KL-If Burford's "friend" has a decent ship, we may not need our current one.

SLR-And?

KL-We may be able to sell it at some point. Won't fetch much money, but it's an option.


Convoy Stop

Post 15

Afgncaap5

*Both head to Hangar 43 at this point*


Convoy Stop

Post 16

The Corrupt One

*Kudos walks in, dragging the droid, who keeps babbling complaints.*

[Rai] But Kudos, we shouldn't be here, there's a bunch of shady characters, and Krylma isn't even--mffmmfmmfmm...

*Kudos muffles the droid and smiles evilly to the patrons*

[Kudos] Hello there. Have any of you happened to see a certain Krylma Leader around lately? Tall, mad-scientisty, sometimes somewhat lizardly, carries a card something like this--*whips out STUMPED card*--have you?


Convoy Stop

Post 17

Afgncaap5

*The bartender takes the card and looks at it for a second before handing it back to Kudos*

Barkeep-Maybe I've seen 'im.
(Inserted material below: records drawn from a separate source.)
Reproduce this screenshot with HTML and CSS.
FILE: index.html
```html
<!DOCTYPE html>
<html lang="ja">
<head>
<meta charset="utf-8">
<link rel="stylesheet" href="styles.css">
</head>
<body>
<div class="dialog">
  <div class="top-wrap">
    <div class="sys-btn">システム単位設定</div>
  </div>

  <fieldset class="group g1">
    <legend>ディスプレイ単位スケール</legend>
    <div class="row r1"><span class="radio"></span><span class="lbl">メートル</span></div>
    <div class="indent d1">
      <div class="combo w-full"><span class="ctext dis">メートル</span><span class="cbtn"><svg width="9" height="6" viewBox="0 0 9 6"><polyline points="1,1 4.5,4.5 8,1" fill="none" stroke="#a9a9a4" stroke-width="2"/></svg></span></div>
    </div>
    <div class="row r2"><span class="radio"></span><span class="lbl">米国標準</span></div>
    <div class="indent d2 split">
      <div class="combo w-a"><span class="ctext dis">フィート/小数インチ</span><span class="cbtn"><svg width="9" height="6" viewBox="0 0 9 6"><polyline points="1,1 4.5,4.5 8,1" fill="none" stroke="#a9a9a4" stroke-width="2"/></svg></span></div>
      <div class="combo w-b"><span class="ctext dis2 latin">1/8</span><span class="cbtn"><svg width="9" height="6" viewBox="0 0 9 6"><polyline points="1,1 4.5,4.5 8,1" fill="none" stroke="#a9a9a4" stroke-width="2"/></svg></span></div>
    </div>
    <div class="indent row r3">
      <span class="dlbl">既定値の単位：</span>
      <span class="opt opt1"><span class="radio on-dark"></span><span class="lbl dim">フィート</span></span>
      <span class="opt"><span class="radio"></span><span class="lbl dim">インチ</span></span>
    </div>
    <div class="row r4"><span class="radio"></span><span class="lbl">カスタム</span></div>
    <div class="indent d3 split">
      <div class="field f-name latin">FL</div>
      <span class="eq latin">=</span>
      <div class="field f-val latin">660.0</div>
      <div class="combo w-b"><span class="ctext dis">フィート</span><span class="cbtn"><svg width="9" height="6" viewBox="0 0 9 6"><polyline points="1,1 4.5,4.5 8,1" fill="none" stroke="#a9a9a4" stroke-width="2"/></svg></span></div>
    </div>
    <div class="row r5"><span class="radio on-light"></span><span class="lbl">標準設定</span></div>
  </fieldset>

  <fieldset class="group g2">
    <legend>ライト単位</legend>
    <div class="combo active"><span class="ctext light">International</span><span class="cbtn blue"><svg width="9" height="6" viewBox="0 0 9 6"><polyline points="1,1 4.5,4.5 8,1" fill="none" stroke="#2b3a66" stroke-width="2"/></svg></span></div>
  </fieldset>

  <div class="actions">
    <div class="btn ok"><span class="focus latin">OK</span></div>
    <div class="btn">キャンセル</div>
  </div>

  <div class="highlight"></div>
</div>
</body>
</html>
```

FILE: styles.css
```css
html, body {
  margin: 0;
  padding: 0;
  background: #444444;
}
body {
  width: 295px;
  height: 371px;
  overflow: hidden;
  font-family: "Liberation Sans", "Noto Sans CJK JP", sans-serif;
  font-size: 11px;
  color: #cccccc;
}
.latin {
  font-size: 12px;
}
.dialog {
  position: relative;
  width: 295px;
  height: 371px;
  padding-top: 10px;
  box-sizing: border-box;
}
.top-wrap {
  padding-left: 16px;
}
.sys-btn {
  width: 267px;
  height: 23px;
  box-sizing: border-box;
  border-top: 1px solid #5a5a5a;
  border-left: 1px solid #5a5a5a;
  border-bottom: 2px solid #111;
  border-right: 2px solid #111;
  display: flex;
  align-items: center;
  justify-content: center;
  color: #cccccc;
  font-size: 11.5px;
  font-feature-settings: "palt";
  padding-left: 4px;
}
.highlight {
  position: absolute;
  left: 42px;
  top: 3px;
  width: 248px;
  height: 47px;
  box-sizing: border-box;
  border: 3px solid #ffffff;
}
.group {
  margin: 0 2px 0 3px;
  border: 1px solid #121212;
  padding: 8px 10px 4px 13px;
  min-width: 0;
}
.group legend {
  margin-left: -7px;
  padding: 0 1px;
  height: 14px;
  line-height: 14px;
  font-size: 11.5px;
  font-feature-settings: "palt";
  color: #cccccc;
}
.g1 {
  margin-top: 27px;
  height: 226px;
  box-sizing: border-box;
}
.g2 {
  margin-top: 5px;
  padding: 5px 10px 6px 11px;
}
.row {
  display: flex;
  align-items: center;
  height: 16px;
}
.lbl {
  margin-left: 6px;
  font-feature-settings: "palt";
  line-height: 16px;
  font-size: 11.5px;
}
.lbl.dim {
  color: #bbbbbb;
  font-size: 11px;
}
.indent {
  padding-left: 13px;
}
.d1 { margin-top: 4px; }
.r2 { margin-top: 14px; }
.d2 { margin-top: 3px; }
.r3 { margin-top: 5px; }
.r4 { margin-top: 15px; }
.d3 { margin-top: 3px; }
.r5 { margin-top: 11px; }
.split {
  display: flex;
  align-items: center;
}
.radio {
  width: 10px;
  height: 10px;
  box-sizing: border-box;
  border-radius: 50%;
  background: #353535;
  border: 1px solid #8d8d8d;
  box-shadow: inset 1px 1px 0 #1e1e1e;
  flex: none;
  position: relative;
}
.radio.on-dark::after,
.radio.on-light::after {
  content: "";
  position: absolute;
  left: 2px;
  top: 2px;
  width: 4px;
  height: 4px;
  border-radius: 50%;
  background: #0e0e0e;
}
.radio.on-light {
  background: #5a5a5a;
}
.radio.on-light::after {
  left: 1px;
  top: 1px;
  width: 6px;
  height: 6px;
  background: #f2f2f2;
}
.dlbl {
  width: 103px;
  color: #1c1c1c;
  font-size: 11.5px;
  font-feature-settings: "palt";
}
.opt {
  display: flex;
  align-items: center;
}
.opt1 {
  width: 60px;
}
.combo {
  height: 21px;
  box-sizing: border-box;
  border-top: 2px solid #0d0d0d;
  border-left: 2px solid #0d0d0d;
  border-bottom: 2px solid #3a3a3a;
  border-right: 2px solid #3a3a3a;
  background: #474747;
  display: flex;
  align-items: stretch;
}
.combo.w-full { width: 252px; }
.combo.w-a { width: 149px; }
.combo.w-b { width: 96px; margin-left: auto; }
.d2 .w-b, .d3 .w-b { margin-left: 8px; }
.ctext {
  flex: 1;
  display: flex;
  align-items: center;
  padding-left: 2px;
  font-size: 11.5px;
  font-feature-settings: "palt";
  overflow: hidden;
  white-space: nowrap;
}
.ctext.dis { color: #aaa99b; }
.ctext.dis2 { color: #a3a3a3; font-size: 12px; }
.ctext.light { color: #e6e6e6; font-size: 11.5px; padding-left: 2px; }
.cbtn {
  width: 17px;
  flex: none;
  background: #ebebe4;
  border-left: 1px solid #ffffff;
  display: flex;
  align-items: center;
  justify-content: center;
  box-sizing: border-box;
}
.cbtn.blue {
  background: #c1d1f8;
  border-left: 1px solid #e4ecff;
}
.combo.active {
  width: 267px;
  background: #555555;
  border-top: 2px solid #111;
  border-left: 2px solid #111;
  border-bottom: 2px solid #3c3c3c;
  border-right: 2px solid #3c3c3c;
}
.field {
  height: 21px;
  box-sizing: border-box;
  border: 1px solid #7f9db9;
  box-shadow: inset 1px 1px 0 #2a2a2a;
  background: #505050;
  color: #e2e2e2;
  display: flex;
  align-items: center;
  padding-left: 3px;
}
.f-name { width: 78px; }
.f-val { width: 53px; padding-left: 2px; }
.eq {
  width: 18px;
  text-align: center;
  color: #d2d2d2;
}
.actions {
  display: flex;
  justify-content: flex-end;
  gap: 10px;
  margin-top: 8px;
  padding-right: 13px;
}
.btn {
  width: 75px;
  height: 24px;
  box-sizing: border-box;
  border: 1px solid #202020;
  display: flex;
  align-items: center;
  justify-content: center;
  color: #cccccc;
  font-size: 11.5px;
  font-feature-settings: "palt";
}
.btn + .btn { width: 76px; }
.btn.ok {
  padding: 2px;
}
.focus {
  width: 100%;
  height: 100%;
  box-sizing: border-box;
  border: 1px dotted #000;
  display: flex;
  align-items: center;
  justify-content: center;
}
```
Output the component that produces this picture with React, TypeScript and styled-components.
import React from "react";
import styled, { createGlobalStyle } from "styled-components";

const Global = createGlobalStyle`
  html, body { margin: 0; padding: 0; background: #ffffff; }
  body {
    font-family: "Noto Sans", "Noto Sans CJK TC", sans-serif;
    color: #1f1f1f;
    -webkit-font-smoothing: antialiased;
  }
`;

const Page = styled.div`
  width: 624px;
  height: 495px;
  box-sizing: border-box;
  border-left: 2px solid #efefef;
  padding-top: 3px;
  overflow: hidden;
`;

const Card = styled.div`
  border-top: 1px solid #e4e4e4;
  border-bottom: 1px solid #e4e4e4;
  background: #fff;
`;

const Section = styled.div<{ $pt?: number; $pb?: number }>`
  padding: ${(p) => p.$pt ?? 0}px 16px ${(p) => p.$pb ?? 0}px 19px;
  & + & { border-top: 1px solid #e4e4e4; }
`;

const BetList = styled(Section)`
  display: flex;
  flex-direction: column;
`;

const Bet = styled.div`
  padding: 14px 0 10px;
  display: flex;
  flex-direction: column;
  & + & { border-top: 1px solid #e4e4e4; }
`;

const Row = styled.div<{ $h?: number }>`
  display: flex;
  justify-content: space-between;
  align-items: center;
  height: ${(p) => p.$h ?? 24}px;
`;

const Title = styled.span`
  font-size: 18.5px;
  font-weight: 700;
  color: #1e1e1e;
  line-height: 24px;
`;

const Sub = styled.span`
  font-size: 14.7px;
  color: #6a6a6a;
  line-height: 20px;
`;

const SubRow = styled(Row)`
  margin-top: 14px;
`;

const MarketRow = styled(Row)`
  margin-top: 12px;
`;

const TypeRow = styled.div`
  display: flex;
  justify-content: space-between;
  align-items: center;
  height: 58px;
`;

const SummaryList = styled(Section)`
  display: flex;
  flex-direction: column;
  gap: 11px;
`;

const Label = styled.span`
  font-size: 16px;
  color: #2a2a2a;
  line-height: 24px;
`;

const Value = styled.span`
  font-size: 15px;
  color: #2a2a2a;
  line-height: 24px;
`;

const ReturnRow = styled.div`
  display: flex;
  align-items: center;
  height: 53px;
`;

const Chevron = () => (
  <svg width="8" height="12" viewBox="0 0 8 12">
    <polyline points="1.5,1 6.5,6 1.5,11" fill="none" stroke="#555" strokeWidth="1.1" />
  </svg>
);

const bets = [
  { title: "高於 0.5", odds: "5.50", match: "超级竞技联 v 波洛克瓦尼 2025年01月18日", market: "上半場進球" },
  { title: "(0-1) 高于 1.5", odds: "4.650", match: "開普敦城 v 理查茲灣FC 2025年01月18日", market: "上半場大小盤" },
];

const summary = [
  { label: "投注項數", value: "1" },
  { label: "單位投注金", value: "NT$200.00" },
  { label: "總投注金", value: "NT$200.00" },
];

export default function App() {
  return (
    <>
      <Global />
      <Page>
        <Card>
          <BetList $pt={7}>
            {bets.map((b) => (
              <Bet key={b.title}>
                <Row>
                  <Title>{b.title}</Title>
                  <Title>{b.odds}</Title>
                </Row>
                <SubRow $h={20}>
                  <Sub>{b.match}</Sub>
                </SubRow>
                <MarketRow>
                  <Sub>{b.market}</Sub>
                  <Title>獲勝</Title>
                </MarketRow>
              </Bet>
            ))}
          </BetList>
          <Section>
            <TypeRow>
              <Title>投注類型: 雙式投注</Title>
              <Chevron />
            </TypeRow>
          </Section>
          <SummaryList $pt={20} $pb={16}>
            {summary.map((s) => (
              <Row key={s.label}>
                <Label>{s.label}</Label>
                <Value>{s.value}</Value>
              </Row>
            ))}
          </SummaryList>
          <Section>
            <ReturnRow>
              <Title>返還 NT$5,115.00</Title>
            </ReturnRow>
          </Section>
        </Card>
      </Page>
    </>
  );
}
I might remember a guy who looked like he had a little lizard DNAinfused in 'im. Wearing a dark cloak. What's it to you?


Convoy Stop

Post 18

The Corrupt One

[Rai] MPH MMPH MPPPH! *chomp*

[Kudos] OWWW! *clutches his hand*

[Rai] *mutters* Baka.

[Kudos] What was that?

[Rai] Nothing!

[Kudos] Fine. Jerk. *turns to barkeep* Look, I've come all the way to the Clinstar Expanse to try to track this guy down. Could you at least give me *some* idea of where he went?

*Rai seems to be intrigued by whatever reading he's getting on his Luo Pan. He glances at Kudos and snickers, then wanders off toward the hangars, still working his feng shui.*


Convoy Stop

Post 19

Afgncaap5

Barkeep - Maybe I could, maybe I couldn't. I don't really know why you want to find him, or what's in it for me if you do. Drink?


Convoy Stop

Post 20

The Corrupt One

[Kudos] Eh, why not? Whatcha got?

*the sound of engines firing up can be heard from not too far away. While the bartender doesn't seem to notice, Kudos does.*

[Kudos] Hey, where'd the 'droid go?

*Kudos runs out and sees a strange ship taking off out of the hangar. Cursing, Kudos runs back to his own ship, yelling:*

[Kudos] DANG THAT FENG SHUI FREAK! Why didn't he TELL me?!?